Forgotten family heirlooms reveal a mysterious island tale of murder and wrongful execution.

 “I didn’t even know my father had a brother,” says Susan Mardis nee LaCoume, a Houston area resident with family ties to Galveston that span four generations. “My mom told us after Daddy died—he had disowned his brother years before we were born. She didn’t really know what had happened except that he always referred to his brother as the ‘black sheep’ who was involved with ‘violence and gangsters.’ My Daddy was in the Navy, so he definitely had strong feelings about such things.” 

 The revelation, and the story of her uncle Bernard LaCoume Jr., may have remained buried in the sands of time were it not for a discovery which prompted her mother’s explanation. Susan found two manuscripts secreted away in a large chest among her father’s earthly possessions. 

 One was a large, 8x12, 300-page novel written by Bernard entitled The Flash, about the exploits of a secret service agent and his takedown of a vast and detailed criminal underworld. It was professionally bound and featured two original black-and-white photographs—one of LaCoume on the title page and another of his mother to whom the novel is dedicated. 

 The other manuscript was a thin, 8x10 bound booklet with “The Gangsters Last Throne…” embossed in gold letters on the cover. Inside, full-color drawings accompany a dramatic ballad of LaCoume’s 1934 trial where he was sentenced to death for the murder of a man in Zavalla, Texas, and tucked among the pages of poetry were two chilling newspaper articles. 

 One told of a desperate petition by Bernard’s parents for a stay of execution. The other recounts the moments before his death in the electric chair. 

 Also discovered was a typed, unsigned statement which makes convincing protestations of Lacoume’s innocence and recounts the events leading to his arrest, written after his conviction presumably in support of his appeal for clemency. Whether the letter was unsent or merely ignored remains unknown, as does the truth of what exactly transpired during the early morning hours of February 9, 1934. 

 Although given the title of Junior, LaCoume was in fact named after his grandfather Bernard LaCoume who was born in Crowley, France in 1852 and immigrated to New Orleans when he was 19. A baker by trade, LaCoume Senior moved to Galveston as early as 1881.
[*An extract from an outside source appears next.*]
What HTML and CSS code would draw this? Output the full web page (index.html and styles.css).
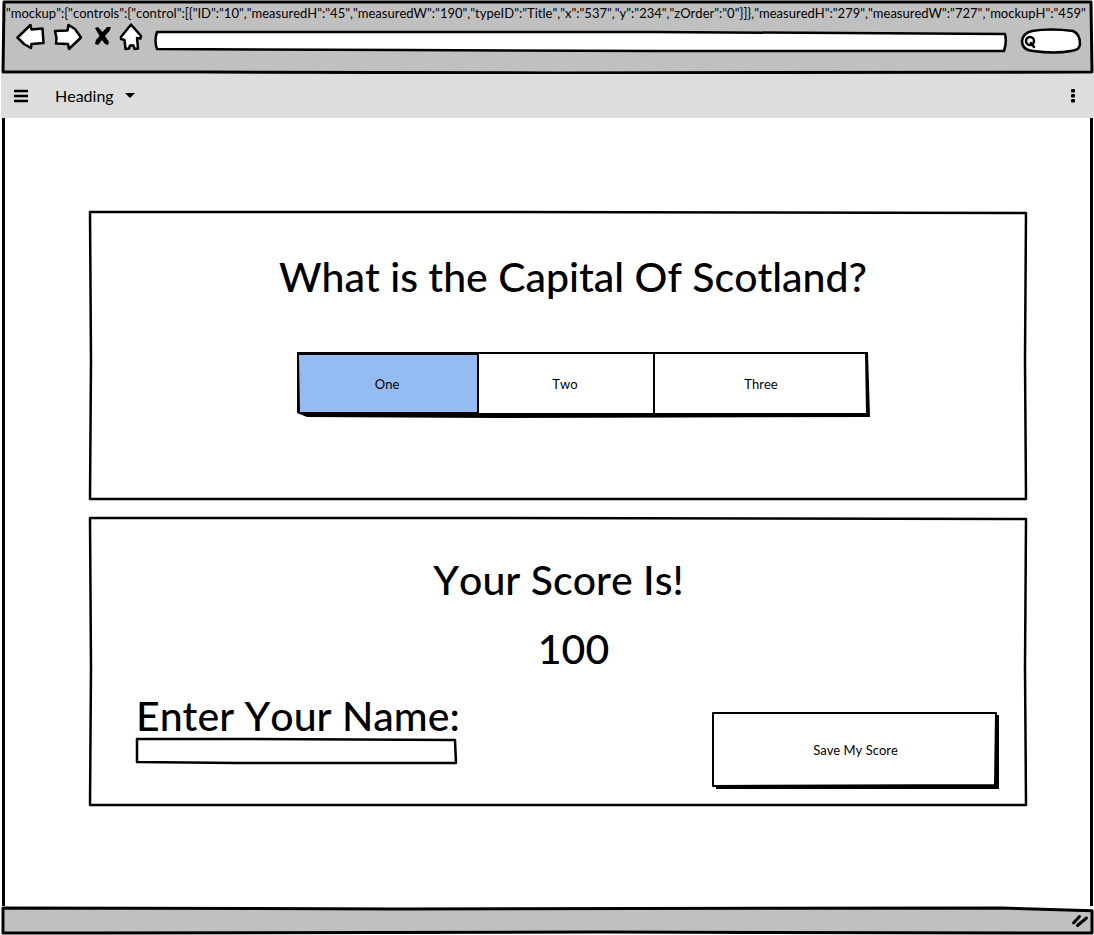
FILE: index.html
```html
<!DOCTYPE html>
<html lang="en">
<head>
<meta charset="utf-8">
<meta name="viewport" content="width=device-width, initial-scale=1">
<title>Quiz</title>
<link rel="stylesheet" href="styles.css">
</head>
<body>
<div class="window">
  <header class="chrome">
    <svg class="sketch" viewBox="0 0 1094 74" preserveAspectRatio="none" aria-hidden="true">
      <path class="line line-bold" d="M3 72 L4 2 L500 2 L1091 2 L1092 72 L560 73 L200 72 Z"/>
    </svg>
    <p class="chrome-title">{"mockup":{"controls":{"control":[{"ID":"10","measuredH":"45","measuredW":"190","typeID":"Title","x":"537","y":"234","zOrder":"0"}]},"measuredH":"279","measuredW":"727","mockupH":"459"</p>
    <div class="chrome-row">
      <button class="icon-button" type="button" aria-label="Back">
        <svg width="30" height="28" viewBox="16 23 30 28"><path class="icon-outline" d="M17.500 37.500 L30.500 25 L31.500 29.500 L42.500 28.500 L43.500 43 L31.500 44 L31 48 L24 44 Z"/></svg>
      </button>
      <button class="icon-button" type="button" aria-label="Forward">
        <svg width="30" height="28" viewBox="53 23 30 28"><path class="icon-outline" d="M55 31 L67.500 30.500 L68.500 25 L75 29 L81 37.500 L69 49 L68 44 L56 43.500 L56.500 38 Z"/></svg>
      </button>
      <button class="icon-button icon-stop" type="button" aria-label="Stop">
        <svg width="18" height="28" viewBox="94 23 18 28"><path d="M95 28 L98 27 L102.500 32 L107 27 L111 27 L109.500 31 L105 36 L109 42 L108 45 L105 44 L102 40 L98 45 L95 44 L96 40 L99.500 36 Z"/></svg>
      </button>
      <button class="icon-button" type="button" aria-label="Home">
        <svg width="24" height="28" viewBox="119 23 24 28"><path class="icon-outline" d="M131 24.500 L141 36 L140.500 38.500 L137 38 L138 48.500 L134.500 49 L133.500 45.500 L130 45.500 L129 48.500 L125.500 49 L124.500 40 L121 39 L121 37 Z"/></svg>
      </button>
      <div class="address">
        <svg class="sketch" viewBox="0 0 853 22" preserveAspectRatio="none" aria-hidden="true">
          <path class="line fill" d="M3 1 L500 1 L852 3 Q854 11 851 20 L500 20 L250 19 L3 18 Q0 10 3 1 Z"/>
        </svg>
        <input class="field" type="text" aria-label="Address">
      </div>
      <div class="search">
        <svg class="sketch" viewBox="0 0 62 26" preserveAspectRatio="none" aria-hidden="true">
          <path class="line fill" d="M12 3 Q30 0 53 3 Q60 6 60 16 Q60 22 51 23 Q35 26 13 23 Q2 22 2 13 Q3 5 12 3 Z"/>
          <ellipse class="line" cx="10" cy="13" rx="4" ry="4"/>
          <path class="line" d="M11 15 L14 19"/>
        </svg>
        <input class="field" type="search" aria-label="Search">
      </div>
    </div>
  </header>

  <nav class="toolbar" aria-label="Main">
    <button class="icon-button" type="button" aria-label="Menu">
      <svg width="14" height="14" viewBox="0 0 14 14"><path class="icon-bars" d="M0 2 H14 M0 7 H14 M0 12 H14"/></svg>
    </button>
    <button class="toolbar-heading" type="button">Heading
      <svg width="10" height="6" viewBox="0 0 10 6" aria-hidden="true"><path d="M0 1 H10 L5 6 Z"/></svg>
    </button>
    <button class="icon-button toolbar-more" type="button" aria-label="More">
      <svg width="4" height="14" viewBox="0 0 4 14"><rect width="4" height="3.500" rx="1"/><rect y="5" width="4" height="3.500" rx="1"/><rect y="10" width="4" height="3.500" rx="1"/></svg>
    </button>
  </nav>

  <main class="page">
    <section class="panel panel-question">
      <svg class="sketch" viewBox="0 0 939 289" preserveAspectRatio="none" aria-hidden="true">
        <path class="line" d="M1 1 L400 1 L938 2 L937 150 L938 288 L500 288 L1 288 L2 150 Z"/>
      </svg>
      <h1 class="title">What is the Capital Of Scotland?</h1>
      <div class="answers" role="group" aria-label="Answers">
        <svg class="sketch" viewBox="0 0 572 65" preserveAspectRatio="none" aria-hidden="true">
          <path class="shade" d="M0 0 L571 0 L573 65 L200 66 L10 65 L0 61 Z"/>
          <path class="selected" d="M2 3 L180 3 L180 60 L3 60 Z"/>
          <path class="fill-only" d="M182 2 L356 2 L356 61 L182 61 Z M358 2 L568 2 L569 61 L358 61 Z"/>
        </svg>
        <button class="answer" type="button" aria-pressed="true">One</button>
        <button class="answer" type="button" aria-pressed="false">Two</button>
        <button class="answer" type="button" aria-pressed="false">Three</button>
      </div>
    </section>

    <section class="panel panel-score">
      <svg class="sketch" viewBox="0 0 939 289" preserveAspectRatio="none" aria-hidden="true">
        <path class="line" d="M1 1 L400 1 L938 2 L937 150 L938 287 L500 287 L1 287 L2 150 Z"/>
      </svg>
      <h2 class="title">Your Score Is!</h2>
      <p class="title score">100</p>
      <form class="save-form">
        <div class="name-group">
          <label class="title" for="name">Enter Your Name:</label>
          <div class="name-box">
            <svg class="sketch" viewBox="0 0 321 27" preserveAspectRatio="none" aria-hidden="true">
              <path class="line" d="M1 1 L100 1 L319 2 L320 25 L250 25 L100 25 L1 24 Z"/>
            </svg>
            <input class="field" id="name" type="text">
          </div>
        </div>
        <button class="save" type="button">
          <svg class="sketch" viewBox="0 0 287 77" preserveAspectRatio="none" aria-hidden="true">
            <path class="shade" d="M4 3 L287 3 L287 77 L4 77 Z"/>
            <path class="line-thin fill" d="M1 1 L284 1 L283 73 L1 74 Z"/>
          </svg>
          <span class="save-label">Save My Score</span>
        </button>
      </form>
    </section>
  </main>

  <footer class="status">
    <svg class="sketch" viewBox="0 0 1094 30" preserveAspectRatio="none" aria-hidden="true">
      <path class="line line-bold chrome-fill" d="M3 2 L400 3 L1000 2 L1092 5 L1092 28 L600 27 L100 28 L3 28 Z"/>
    </svg>
    <svg class="grip" width="18" height="14" viewBox="0 0 18 14" aria-hidden="true"><path class="icon-grip" d="M2.500 9 L8.500 2.500 M6.500 11.500 L15.500 4"/></svg>
  </footer>
</div>
</body>
</html>
```

FILE: styles.css
```css
* { box-sizing: border-box; }

body {
  margin: 0;
  background: #fff;
  color: #000;
  font-family: Lato, "Noto Sans", sans-serif;
  font-size: 13px;
  font-kerning: none;
}

h1, h2, p { margin: 0; }

button, input {
  margin: 0;
  padding: 0;
  border: 0;
  background: none;
  color: inherit;
  font: inherit;
  font-kerning: none;
}

svg { display: block; overflow: visible; }

.window {
  display: flex;
  flex-direction: column;
  min-height: 100vh;
  overflow: hidden;
}

.sketch {
  position: absolute;
  inset: 0;
  width: 100%;
  height: 100%;
  pointer-events: none;
}

.line, .line-thin {
  fill: none;
  stroke: #000;
  stroke-width: 2.5;
  stroke-linejoin: round;
  stroke-linecap: round;
  vector-effect: non-scaling-stroke;
}
.line-thin { stroke-width: 2; }
.line-bold { stroke-width: 3; }
.fill, .fill-only { fill: #fff; }
.selected { fill: #94bbf2; }
.chrome-fill { fill: #c0c0c0; }

.chrome {
  position: relative;
  height: 74px;
  padding: 4px 0 4px 2px;
  background: linear-gradient(#c0c0c0, #c0c0c0) 3px 2px / calc(100% - 5px) 71px no-repeat;
}
.chrome-title {
  position: relative;
  height: 19px;
  overflow: hidden;
  line-height: 19px;
  white-space: nowrap;
}
.chrome-row {
  display: flex;
  align-items: flex-start;
  padding: 0 12px 0 14px;
}
.icon-button { display: flex; margin-right: 7px; }
.icon-stop { margin: 0 7px 0 4px; }
.icon-outline {
  fill: #fff;
  stroke: #000;
  stroke-width: 2.5;
  stroke-linejoin: round;
}
.icon-bars { stroke: #000; stroke-width: 2.5; }
.icon-grip { stroke: #000; stroke-width: 3; stroke-linecap: round; }

.address {
  position: relative;
  flex: 1;
  height: 22px;
  margin: 8px 14px 0 4px;
}
.search {
  position: relative;
  width: 62px;
  height: 26px;
  margin-top: 5px;
}
.field {
  position: relative;
  display: block;
  width: 100%;
  height: 100%;
  padding: 0 8px;
}
.search .field { padding-left: 20px; }

.toolbar {
  position: relative;
  display: flex;
  align-items: center;
  height: 44px;
  margin-left: 1px;
  padding: 0 19px 0 13px;
  background: #ddd;
}
.toolbar-heading {
  display: flex;
  align-items: center;
  gap: 11px;
  margin-left: 20px;
  padding-bottom: 2px;
  font-size: 16px;
}
.toolbar-more { margin: 0 0 0 auto; }

.page {
  flex: 1;
  display: flex;
  flex-direction: column;
  gap: 17px;
  margin: 0 1px 0 2px;
  padding: 93px 63px 93px 84px;
  border: solid #000;
  border-width: 0 3px;
}
.panel {
  position: relative;
  min-height: 289px;
}
.title {
  font-size: 41px;
  font-weight: 500;
  line-height: 48px;
  text-align: center;
}
.panel-question { padding: 42px 0 0 50px; }
.panel-question .title { padding-right: 20px; }
.answers {
  position: relative;
  display: grid;
  grid-template-columns: 180fr 176fr 216fr;
  width: 572px;
  height: 65px;
  margin: 51px auto 0;
}
.answer { position: relative; padding-bottom: 2px; }

.panel-score { padding: 39px 28px 18px 47px; }
.panel-score h2 { padding-right: 18px; }
.score { margin-top: 21px; padding-left: 12px; }
.save-form {
  display: flex;
  justify-content: space-between;
  align-items: flex-end;
  margin-top: 20px;
}
.name-group { padding-bottom: 24px; }
.name-group .title { display: block; text-align: left; line-height: 45px; }
.name-box {
  position: relative;
  width: 321px;
  height: 27px;
}
.save {
  position: relative;
  width: 287px;
  height: 77px;
  padding-bottom: 2px;
}
.save-label { position: relative; }

.status {
  position: relative;
  display: flex;
  justify-content: flex-end;
  align-items: center;
  height: 29px;
  padding-right: 5px;
}
.grip { position: relative; }
```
 In 1884, he opened up his own storefront called New French Bakery at an obsolete address of 168 West Church Street (somewhere along the 2800 block today). He changed the name to the New Orleans Bakery in 1888, operating at various locations throughout downtown Galveston over the next few years until securing a space at 2226 Winnie where he remained until 1904. 

 Senior sold his bakery that year to Basilio Donati but remained employed at the newly minted Texas Star Bakery until 1908. Donati sold the business to the Martinelli brothers in 1911, and a version of it still exists today at 5425 Broadway Avenue. 

 LaCoume pursued work at other bakeries around town for more than a decade before becoming a proprietor again in the early 1920s. He opened LaCoume’s Bakery at 1921 Market Street which quickly became known for its fruitcake and ButterKrust bread. Bernard passed away three short years later in 1927, a distinguished and well-respected resident of Galveston. 

 His grandson and namesake Bernard LaCoume Jr. was a dashing, charismatic young man notwithstanding his penchant for the sensational and criminal. Born in 1913 to Senior’s eldest son John E. LaCoume, a clerk at Merchants & Planters Cotton Compress, Bernard entered his formative years during the early and exponential growth of the Maceo empire and the Free State of Galveston era when the city’s economy was centered around the illicit industries of gaming, illegal booze, and prostitution. 

 Judging from both his appearance and the later emergence of his hidden talent as an author and poet (a character in The Flash who owned an upscale casino was named Sam Bristow, curiously similar to Sam Maceo), Bernard seems to have become quite smitten with the lore of a criminal lifestyle although the extent of his endeavors is wholly unknown.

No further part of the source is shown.